By Muhamet Brajshori
Russia consistently opposes Kosovo’s international recognition and remains a major obstacle to UN membership, but Kosovo seeks ways to break the impasse and establish diplomatic relations, according to Kosovo analysts.
“Russia’s Kosovo policy is influenced by wider geo-strategic considerations rather than reality on the ground,” Kosovo Deputy Foreign Minister Petrit Selimi told SETimes.
Selimi explained that Russia is not against Kosovo’s independence but against the perceived unilateral proclamation of independence.
That position, however, dictates Russia’s actions. By preventing Kosovo’s international recognition, Russia’s policy aims to turn Kosovo into a state of “frozen conflict”, local analysts say.
“The goal is to … keep NATO blocked in Kosovo and in the Balkans so that it will not be engaged in the East and the Caucasus,” University of Pristina journalism department head Milazim Krasniqi told SETimes.
Russia has expressed particular interest in leading the anti-drug efforts in the Balkans, which would engage regional countries — except Kosovo — through formal agreements but cut off drug routes that go through Kosovo.
Another thorny issue is Russia’s refusal to recognise — or otherwise deal with — Kosovo passports.
Kosovo officials say they hope Russia will follow the example of over 50 counties which do not recognise Kosovo — including China — but accept its passports without assuming any political obligations.
“Russia will not do it without getting something in return from Pristina, like recognising Abkhazia’s passports,” Kosovo Centre for European Policy analyst Berat Krasniqi said.
Russia’s stand internationally seems to have also created difficulties at home.
“If Kosovo were a UN member, politicians would not focus [almost entirely] on recognition but more on domestic problems,” Berat Krasniqi told SETimes.
There are, however, unofficial contacts between Moscow and Pristina through Russia’s liaison office in Kosovo. The office is headed by a Russian diplomat — Andrey Shugurov — who was accredited in Belgrade.
“We keep the minimum communication necessary for regular exchange of information. These contacts are not called official by Russia, which reflects its position on Kosovo’s independent institutions,” Selimi said.
Kosovo has repeatedly tried to organise meetings between the two countries’ senior officials but without success.
“It is not easy because the Russians refuse to meet us publicly. … We hope that this year some communication bridge will be built,” Selimi said.

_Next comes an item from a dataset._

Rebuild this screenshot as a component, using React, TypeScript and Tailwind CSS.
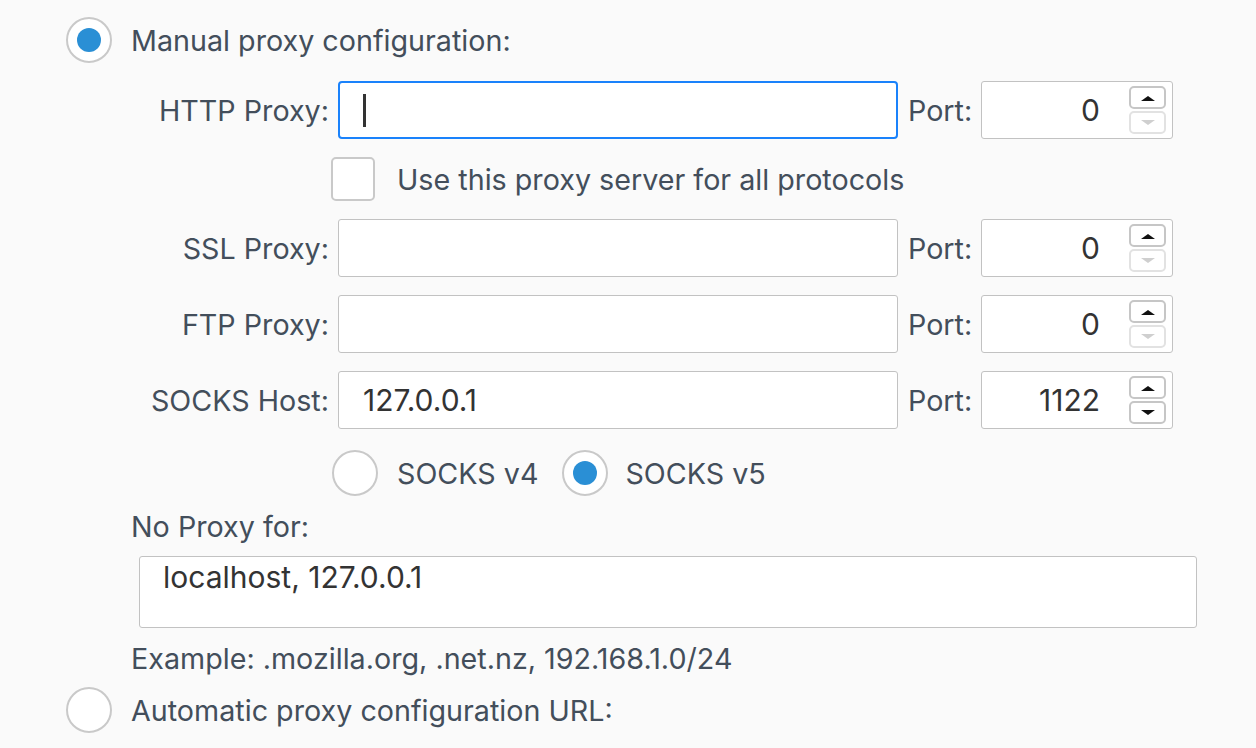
import React from "react";

const font = { fontFamily: "Inter, 'Noto Sans', sans-serif" };

function Radio({ checked }: { checked?: boolean }) {
  return (
    <div className="w-[46px] h-[46px] rounded-full border-[2px] border-[#c9c9c9] bg-white flex items-center justify-center shrink-0">
      {checked && <div className="w-[24px] h-[24px] rounded-full bg-[#2a8fd5]" />}
    </div>
  );
}

function Spinner({ upEnabled = true, downEnabled = true }: { upEnabled?: boolean; downEnabled?: boolean }) {
  return (
    <div className="flex flex-col gap-[2px] mr-[6px]">
      <div className={`w-[37px] h-[23px] rounded-[5px] border-[2px] ${upEnabled ? "border-[#c6c6c6]" : "border-[#e2e2e2]"} bg-white flex items-center justify-center`}>
        <svg width="16" height="8" viewBox="0 0 16 8"><path d="M1 7 L8 2 L15 7 Z" fill={upEnabled ? "#111" : "#cfcfcf"} /></svg>
      </div>
      <div className={`w-[37px] h-[23px] rounded-[5px] border-[2px] ${downEnabled ? "border-[#c6c6c6]" : "border-[#e2e2e2]"} bg-white flex items-center justify-center`}>
        <svg width="16" height="8" viewBox="0 0 16 8"><path d="M1 1 L8 6 L15 1 Z" fill={downEnabled ? "#111" : "#cfcfcf"} /></svg>
      </div>
    </div>
  );
}

function ProxyRow({
  label,
  value,
  focused,
  port,
  downEnabled = false,
  mt,
}: {
  label: string;
  value?: string;
  focused?: boolean;
  port: string;
  downEnabled?: boolean;
  mt: string;
}) {
  return (
    <div className={`flex items-center h-[58px] ${mt}`}>
      <div className="w-[329px] text-right text-[28.7px] text-[#434e5b] whitespace-nowrap pt-[2px]">{label}</div>
      <div
        className={`ml-[9px] w-[560px] h-[58px] bg-white flex items-center pl-[24px] text-[30px] text-[#333] ${
          focused ? "border-[2.5px] border-[#1a82fb] rounded-[4px]" : "border-[1.5px] border-[#c2c2c2] rounded-[3px]"
        }`}
      >
        {focused ? <div className="w-[3px] h-[33px] bg-[#333] ml-[-1px]" /> : value}
      </div>
      <div className="ml-[10px] w-[73px] text-[28.7px] text-[#434e5b] pt-[2px]">Port:</div>
      <div className="w-[192px] h-[58px] bg-white border-[1.5px] border-[#c2c2c2] rounded-[3px] flex items-center justify-end">
        <div className="text-[30px] text-[#333] mr-[29px]">{port}</div>
        <Spinner downEnabled={downEnabled} />
      </div>
    </div>
  );
}

export default function App() {
  return (
    <div className="w-[1256px] h-[748px] bg-[#fafafa] overflow-hidden pt-[17px]" style={font}>
      <div className="flex items-center h-[46px] pl-[66px]">
        <Radio checked />
        <div className="ml-[19px] text-[28.7px] text-[#434e5b] pt-[2px]">Manual proxy configuration:</div>
      </div>

      <ProxyRow label="HTTP Proxy:" focused port="0" mt="mt-[18px]" />

      <div className="flex items-center h-[44px] mt-[18px] pl-[331px]">
        <div className="w-[44px] h-[44px] rounded-[5px] border-[2px] border-[#c9c9c9] bg-white" />
        <div className="ml-[22px] text-[28.7px] text-[#434e5b] pt-[2px]">Use this proxy server for all protocols</div>
      </div>

      <ProxyRow label="SSL Proxy:" value="" port="0" mt="mt-[18px]" />
      <ProxyRow label="FTP Proxy:" value="" port="0" mt="mt-[18px]" />
      <ProxyRow label="SOCKS Host:" value="127.0.0.1" port="1122" downEnabled mt="mt-[18px]" />

      <div className="flex items-center h-[46px] mt-[21px] pl-[332px]">
        <Radio />
        <div className="ml-[19px] text-[28.7px] text-[#434e5b] pt-[2px]">SOCKS v4</div>
        <div className="ml-[24px]">
          <Radio checked />
        </div>
        <div className="ml-[17px] text-[28.7px] text-[#434e5b] pt-[2px]">SOCKS v5</div>
      </div>

      <div className="mt-[12px] h-[36px] leading-[36px] pl-[131px] text-[28.7px] text-[#434e5b] pt-[1px]">No Proxy for:</div>

      <div className="ml-[139px] mt-[12px] w-[1058px] h-[72px] bg-white border-[1.5px] border-[#c2c2c2] rounded-[3px] pl-[23px] pt-[2px] text-[30px] text-[#333] leading-[36px]">
        localhost, 127.0.0.1
      </div>

      <div className="mt-[12px] h-[36px] leading-[36px] pl-[131px] text-[28.7px] text-[#434e5b] pt-[1px]">
        Example: .mozilla.org, .net.nz, 192.168.1.0/24
      </div>

      <div className="flex items-center h-[46px] mt-[11px] pl-[66px]">
        <Radio />
        <div className="ml-[19px] text-[28.7px] text-[#434e5b] pt-[2px]">Automatic proxy configuration URL:</div>
      </div>
    </div>
  );
}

But Kosovo officials say Russian diplomats’ statements leave some room for interaction.
“Russian diplomacy … is looking carefully at the developments in the Balkans, especially Serbia’s behaviour. The Russians often say ‘we can’t be bigger Serbs than the Serbs’,” Selimi said.
A major obstacle to establishing relations is Kosovo’s negative image in the Russian media, Albanologist Dimitry Chukov told SETimes.
“Kosovo does not have not a positive image mainly because (the media portrays) the Serbs living in ghettoes … and NATO helping Albanians displace the Serbs from Kosovo,” Chukov said.
The failure to properly protect Serbian Orthodox churches also plays a role in creating the negative image, he added.
Chukov explained that given the traditional support Serbia receives from the Kremlin, Duma, Russian Orthodox Church and academic circles, Russia may change its position on Kosovo only if Serbia does so.
“It is up to Belgrade regarding how Moscow will deal with Kosovo,” Chukov concluded.